We can diff object files and figure out which symbols have changed between revs. This lets us narrow down our patch creation to just the symbols in a few object files.
Todo:
- merge across more codegen units (.o)
- Respect the graph for larger projects (need to parse some random .bin files...)
- Assemble dylib with necessary hacks (missing relocations, etc)
- Dlopen said dylib with zero/limited-exports
- Initial approach will not include debug symbosl for the debugger - this seems much harder than just arbitrarily loading code in
Supposedly rust employs less "magic" making our primary hiccups:
- statics (actually static statics...)
- tls
- vtable
Doing this on mac seems relatively straightforward. Relocations are easy and all symbols are around, thanks to Rust. Wasm should also be easy in theory, and then Linux too. Windows scares me. Android/ios require a networked variant of this which, again, should work in theory.
- don't use --emit=obj - link it ourself
- become the linker with -Clinker=blah
- look for missing GOT relocations and stitch those together for incremental compiles
- find missing relocations and then fill them in with an extra stub file?
why do we care about only linking the new stuff? faster? fewer collisions? symbol overwriting?
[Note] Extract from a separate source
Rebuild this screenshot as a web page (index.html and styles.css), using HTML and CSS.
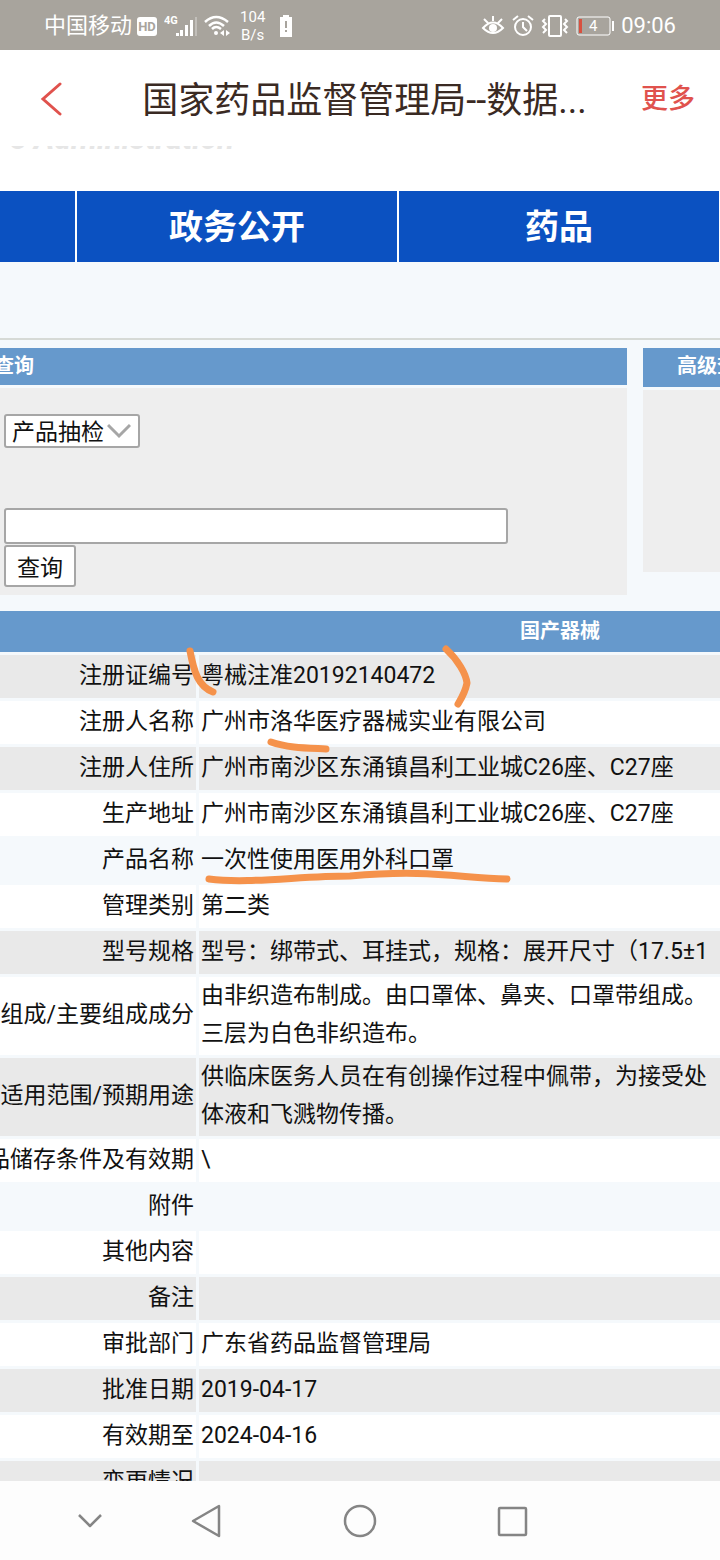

it's moooooostly because it seems more "pure" to only feed in changed symbols.
- memory consumption
- some perf stuff
- intra-project threadlocals/static muts
- how to handle async? will need runtime integration
- fast enough to not need literal plumbing?
- use base_address to combat aslr for an already running program
- we dont want to compile to original program without alsr
-
dlopen seems to be working on ios?
-
https://fasterthanli.me/series/making-our-own-executable-packer/part-18
-
https://docs.oracle.com/cd/E19683-01/816-1386/chapter6-54839/index.html
-
https://davidlattimore.github.io/posts/2024/02/04/speeding-up-the-rust-edit-build-run-cycle.html
can't we just define the existing symbols - except for the target - from the already resolved symbols in space?